Home SubSonic MVC-Storefront

LINQ: Understanding LINQ, Vars, and Lambdas

I’ve been working lately with LINQ and LinqToSql in an effort to see how SubSonic can “play nice” with the emerging framework. In my previous posts I discussed the DataContext in LinqToSql and what it means from an architectural point of view. I also discussed ideas for abstracting the framework a bit.

In this post I want to go a little deeper with LINQ as a language, and see what’s under the hood of the technology, and get to know the players a bit.

Dramatis Personae
There are 3 major elements to understanding a LINQ query, and it pays to take a second to get to the know them VERY well, since understanding them will allow you to work with the language much easier (because LINQ is very much a language in and of itself). These guys are:

  1. The new var keyword
  2. System.Data.Linq.Table<> and
  3. The Lambda Expression

Consider this LINQ query as an example:

            Northwind.NorthwindContext db = new NorthwindContext(myConnectionString);
            var result =
                  from products in db.Products
                  select products;

I already dived into the DataContext – this is the thing that works up a connection to your DB, and then keeps track of all the changes you make during your context “session”. Let’s take a look at the other stuff though…

Fashionably Late Typing With VAR
This is a new construct for C# and you can think of this a “Late-typed”. A lot of people (self included) thought of this as “variant” – sort of a “bucket type” – but that’s not accurate. All that var does is let you defer typing until you know what it is you’re working with. It’s not the same as the Object – it’s meant to be worked with as a typed value. Consider this:

    var myDateVar=DateTime.Now;

    object myDateOb=DateTime.Now;

These are both valid assignments, but if you try to work with myDateOb as an object…

    myDate=myDateOb.AddDays(4);

… you’ll get a compiler error because it’s an object, not a DateTime object.

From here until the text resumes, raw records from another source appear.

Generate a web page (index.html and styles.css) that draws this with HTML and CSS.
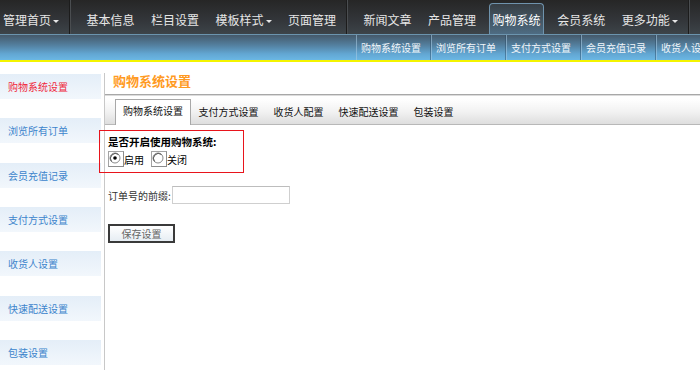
FILE: index.html
```html
<!DOCTYPE html>
<html lang="zh-CN">
<head>
<meta charset="utf-8">
<title>购物系统设置</title>
<link rel="stylesheet" href="styles.css">
</head>
<body>
<header class="header">
  <nav class="topnav">
    <a class="nav-item first">管理首页<i class="caret"></i></a>
    <span class="sep"></span>
    <a class="nav-item">基本信息</a>
    <a class="nav-item">栏目设置</a>
    <a class="nav-item">模板样式<i class="caret"></i></a>
    <a class="nav-item">页面管理</a>
    <span class="sep"></span>
    <a class="nav-item">新闻文章</a>
    <a class="nav-item">产品管理</a>
    <a class="nav-item active">购物系统</a>
    <a class="nav-item">会员系统</a>
    <a class="nav-item">更多功能<i class="caret"></i></a>
    <span class="sep"></span>
  </nav>
  <nav class="subnav">
    <a class="sub-item">购物系统设置</a>
    <a class="sub-item">浏览所有订单</a>
    <a class="sub-item">支付方式设置</a>
    <a class="sub-item">会员充值记录</a>
    <a class="sub-item">收货人设置</a>
  </nav>
</header>

<div class="layout">
  <aside class="sidebar">
    <a class="side-item current">购物系统设置</a>
    <a class="side-item">浏览所有订单</a>
    <a class="side-item">会员充值记录</a>
    <a class="side-item">支付方式设置</a>
    <a class="side-item">收货人设置</a>
    <a class="side-item">快速配送设置</a>
    <a class="side-item">包装设置</a>
  </aside>

  <main class="main">
    <h1 class="title">购物系统设置</h1>
    <div class="tabs">
      <span class="tab active">购物系统设置</span>
      <span class="tab">支付方式设置</span>
      <span class="tab">收货人配置</span>
      <span class="tab">快速配送设置</span>
      <span class="tab">包装设置</span>
    </div>

    <form class="form">
      <div class="highlight">
        <div class="field-label">是否开启使用购物系统:</div>
        <div class="radios">
          <label class="radio">
            <span class="radio-box">
              <svg width="12" height="12" viewBox="0 0 12 12"><circle cx="6" cy="6" r="5" fill="#fff" stroke="#8a8a8a"/><path d="M2.5 9.5A5 5 0 0 1 9.5 2.5" fill="none" stroke="#555"/><circle cx="6" cy="6" r="1.8" fill="#000"/></svg>
            </span>启用
          </label>
          <label class="radio">
            <span class="radio-box">
              <svg width="12" height="12" viewBox="0 0 12 12"><circle cx="6" cy="6" r="5" fill="#fff" stroke="#8a8a8a"/><path d="M2.5 9.5A5 5 0 0 1 9.5 2.5" fill="none" stroke="#555"/></svg>
            </span>关闭
          </label>
        </div>
      </div>

      <div class="prefix-row">
        <span class="prefix-label">订单号的前缀:</span>
        <span class="text-input"></span>
      </div>

      <button type="button" class="save-btn">保存设置</button>
    </form>
  </main>
</div>
</body>
</html>
```

FILE: styles.css
```css
* { box-sizing: border-box; }

html, body {
  margin: 0;
  padding: 0;
  background: #fff;
}

body {
  font-family: "Noto Sans CJK SC", "Noto Sans", "DejaVu Sans", sans-serif;
  font-size: 10px;
  color: #000;
  overflow: hidden;
}

a { text-decoration: none; }

/* ---------- header ---------- */
.header {
  border-bottom: 2px solid #f4f400;
}

.topnav {
  height: 34px;
  display: flex;
  align-items: flex-end;
  background: linear-gradient(#262626, #33363a 60%, #3d4449);
  white-space: nowrap;
}

.nav-item {
  height: 31px;
  line-height: 27px;
  margin: 0 5px;
  padding: 0 2.25px;
  border: 1px solid transparent;
  border-bottom: 0;
  color: #e6e6e6;
  font-size: 12px;
  display: flex;
  align-items: center;
}

.nav-item.first {
  margin-left: 0;
  padding-left: 2px;
}

.nav-item.active {
  border-color: #6f93ad;
  border-radius: 4px 4px 0 0;
  background: linear-gradient(#383f45, #475d6e 70%, #4e6c83);
  color: #fff;
}

.caret {
  display: inline-block;
  width: 0;
  height: 0;
  margin-left: 2px;
  margin-top: 4px;
  border-left: 3px solid transparent;
  border-right: 3px solid transparent;
  border-top: 3px solid #e6e6e6;
}

.sep {
  align-self: stretch;
  width: 2px;
  margin: 0 7px 0 2px;
  border-left: 1px solid #1c1c1c;
  border-right: 1px solid #4a4d50;
}

.subnav {
  height: 26px;
  display: flex;
  padding-left: 356px;
  border-top: 1px solid #6b94ae;
  background: linear-gradient(#45596a, #537f9e 40%, #62a6d2 75%, #6bb7e4);
  white-space: nowrap;
  overflow: hidden;
}

.sub-item {
  flex: none;
  height: 25px;
  line-height: 25px;
  padding: 0 9px 0 4px;
  border-left: 1px solid rgba(170, 205, 230, 0.55);
  border-right: 1px solid rgba(40, 70, 95, 0.45);
  color: #f2f6fa;
  font-size: 10px;
}

/* ---------- layout ---------- */
.layout {
  display: flex;
  gap: 3px;
  padding-top: 11px;
}

.sidebar {
  width: 101px;
  flex: none;
  padding-top: 1px;
  display: flex;
  flex-direction: column;
}

.side-item {
  height: 25px;
  line-height: 25px;
  margin-bottom: 19.33px;
  padding-left: 8px;
  font-size: 10px;
  color: #3c84cc;
  background: linear-gradient(#e4eef8, #f2f7fc);
}

.side-item.current {
  color: #f0283c;
}

.main {
  flex: 1;
  min-height: 300px;
  border-left: 1px solid #c8c8c8;
}

.title {
  margin: 0;
  padding: 0 0 5px 8px;
  line-height: 16px;
  font-size: 13px;
  font-weight: bold;
  color: #ff9a22;
  border-bottom: 1px solid #a8a8a8;
  box-shadow: 0 1px 0 #dcdcdc;
}

.tabs {
  margin-top: 4px;
  height: 26px;
  display: flex;
  align-items: flex-end;
  padding-left: 10px;
  background: linear-gradient(#ffffff, #f2f2f2 50%, #dedede);
  border-bottom: 1px solid #b8b8b8;
}

.tab {
  height: 24px;
  line-height: 22px;
  padding: 0 6.5px;
  font-size: 10px;
  color: #111;
  border: 1px solid transparent;
  border-bottom: 0;
}

.tab.active {
  height: 26px;
  margin-bottom: -1px;
  padding: 0 7px;
  background: #fff;
  border-color: #a8a8a8;
}

/* ---------- form ---------- */
.form {
  padding-left: 3px;
}

.highlight {
  width: 145px;
  margin-top: 5px;
  margin-left: -9px;
  padding: 4px 0 5px 8px;
  border: 1px solid #e8141c;
}

.field-label {
  font-size: 10.5px;
  font-weight: bold;
  line-height: 14px;
}

.radios {
  margin-top: 2px;
  display: flex;
  gap: 7px;
}

.radio {
  display: flex;
  align-items: flex-end;
  height: 16px;
  line-height: 14px;
  font-size: 10px;
}

.radio-box {
  width: 16px;
  height: 16px;
  border: 1px solid #a4a4a4;
  border-right-color: #8c8c8c;
  border-bottom-color: #8c8c8c;
  display: flex;
  align-items: flex-start;
}

.radio-box svg {
  display: block;
}

.prefix-row {
  margin-top: 13px;
  display: flex;
  align-items: center;
  height: 18px;
}

.prefix-label {
  font-size: 10px;
  color: #333;
}

.text-input {
  margin-left: 1px;
  width: 118px;
  height: 18px;
  border: 1px solid #cfcfcf;
  border-top-color: #bdbdbd;
  background: #fff;
}

.save-btn {
  display: block;
  margin-top: 20px;
  width: 67px;
  height: 19px;
  padding: 0;
  border: 2px solid #3a3a3a;
  background: linear-gradient(#ffffff, #e6edf3);
  font-family: inherit;
  font-size: 10px;
  line-height: 15px;
  color: #666;
  text-align: center;
}
```
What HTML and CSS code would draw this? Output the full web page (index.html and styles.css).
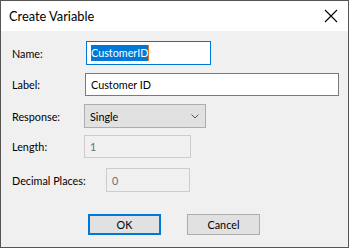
FILE: index.html
```html
<!DOCTYPE html>
<html>
<head>
  <link rel="stylesheet" href="styles.css">
</head>
<body>
  <div class="window">
    <div class="titlebar">
      <span class="title">Create Variable</span>
      <svg class="close" width="14" height="14" viewBox="0 0 14 14">
        <path d="M1 1 L13 13 M13 1 L1 13" stroke="#000" stroke-width="1.1" fill="none"/>
      </svg>
    </div>
    <div class="content">
      <div class="row row-name">
        <span class="lbl">Name:</span>
        <div class="field focus"><span class="sel">CustomerID</span><span class="caret"></span></div>
      </div>
      <div class="row row-label">
        <span class="lbl">Label:</span>
        <div class="field">Customer ID</div>
      </div>
      <div class="row row-resp">
        <span class="lbl">Response:</span>
        <div class="field combo">
          <span>Single</span>
          <svg width="8" height="5" viewBox="0 0 8 5">
            <path d="M0.5 0.5 L4 4 L7.5 0.5" stroke="#555" stroke-width="1" fill="none"/>
          </svg>
        </div>
      </div>
      <div class="row row-len">
        <span class="lbl">Length:</span>
        <div class="field disabled">1</div>
      </div>
      <div class="row row-dec">
        <span class="lbl">Decimal Places:</span>
        <div class="field disabled">0</div>
      </div>
      <div class="buttons">
        <button class="btn default">OK</button>
        <button class="btn">Cancel</button>
      </div>
    </div>
  </div>
</body>
</html>
```

FILE: styles.css
```css
body {
  margin: 0;
  font-family: Lato, "Noto Sans", sans-serif;
  font-size: 10.8px;
  color: #000;
}

.window {
  width: 349px;
  height: 248px;
  box-sizing: border-box;
  border: 1px solid #555;
  background-color: #f0f0f0;
}

.titlebar {
  height: 30px;
  background-color: #fff;
  display: flex;
  align-items: center;
  justify-content: space-between;
  padding: 0 10px 0 8px;
}
.title {
  font-size: 12.8px;
}

.content {
  padding-top: 10px;
}

.row {
  display: flex;
  align-items: center;
  padding-left: 11px;
  margin-bottom: 8px;
}
.lbl {
  width: 73px;
}

.field {
  box-sizing: border-box;
  border: 1px solid #7a7a7a;
  background-color: #fff;
  display: flex;
  align-items: center;
  padding-left: 5px;
}

.row-name .field {
  width: 125px;
  height: 24px;
  margin-left: 1px;
  padding-left: 4px;
}
.focus {
  border-color: #0078d7 !important;
}
.sel {
  background-color: #0078d7;
  color: #fff;
  line-height: 16px;
}
.caret {
  width: 1px;
  height: 16px;
  background-color: #e8792a;
}

.row-label .field {
  width: 254px;
  height: 23px;
}

.row-resp .field {
  width: 122px;
  height: 24px;
  margin-left: -1px;
  background-color: #e1e1e1;
  border-color: #adadad;
  justify-content: space-between;
  padding-right: 6px;
}
.row-resp {
  margin-bottom: 7px;
}

.disabled {
  background-color: #f0f0f0;
  border-color: #ccc;
  color: #6d6d6d;
}
.row-len .field {
  width: 107px;
  height: 23px;
  margin-left: -1px;
}
.row-len {
  margin-bottom: 10px;
}
.row-dec .lbl {
  width: 94px;
}
.row-dec .field {
  width: 84px;
  height: 24px;
  margin-left: 0;
}

.buttons {
  display: flex;
  gap: 26px;
  padding-left: 87px;
  margin-top: 22px;
}
.btn {
  box-sizing: border-box;
  width: 73px;
  height: 21px;
  background-color: #e1e1e1;
  border: 1px solid #adadad;
  font-family: inherit;
  font-size: 10.8px;
  padding: 0;
  color: #000;
}
.default {
  border: 2px solid #0078d7;
}
```
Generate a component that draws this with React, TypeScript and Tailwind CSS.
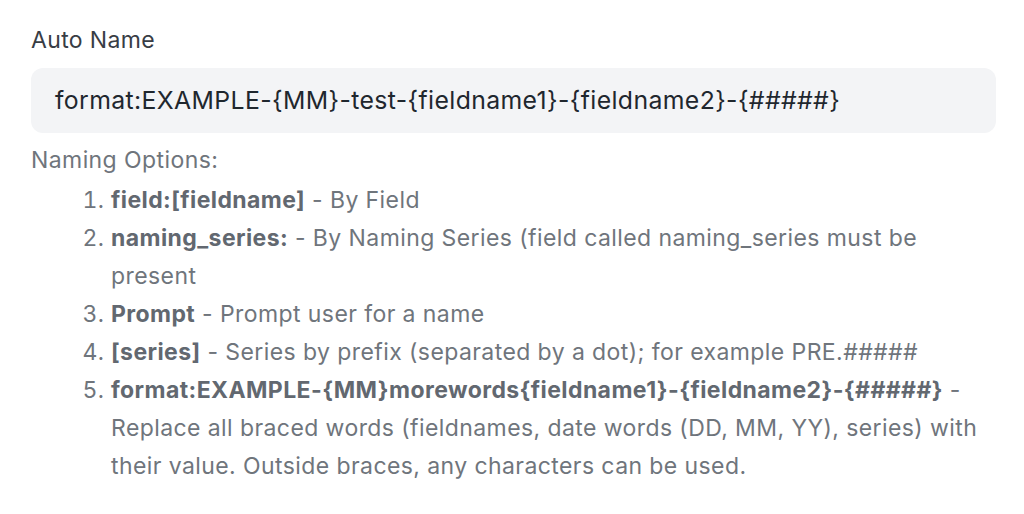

If you do the same with myDateVar:

    myDate=myDateVar.AddDays(4);

Everything works out fine.

Why do this? Because of LINQ! There’s a gap when working with a query language like LINQ – what do I do with my results? Using something like a Reader is nice – but that doesn’t allow you to use LINQ on non-DB queries (like querying over an array of strings let’s say). DataTables are nice too but they don’t have any kind of type-referencing either.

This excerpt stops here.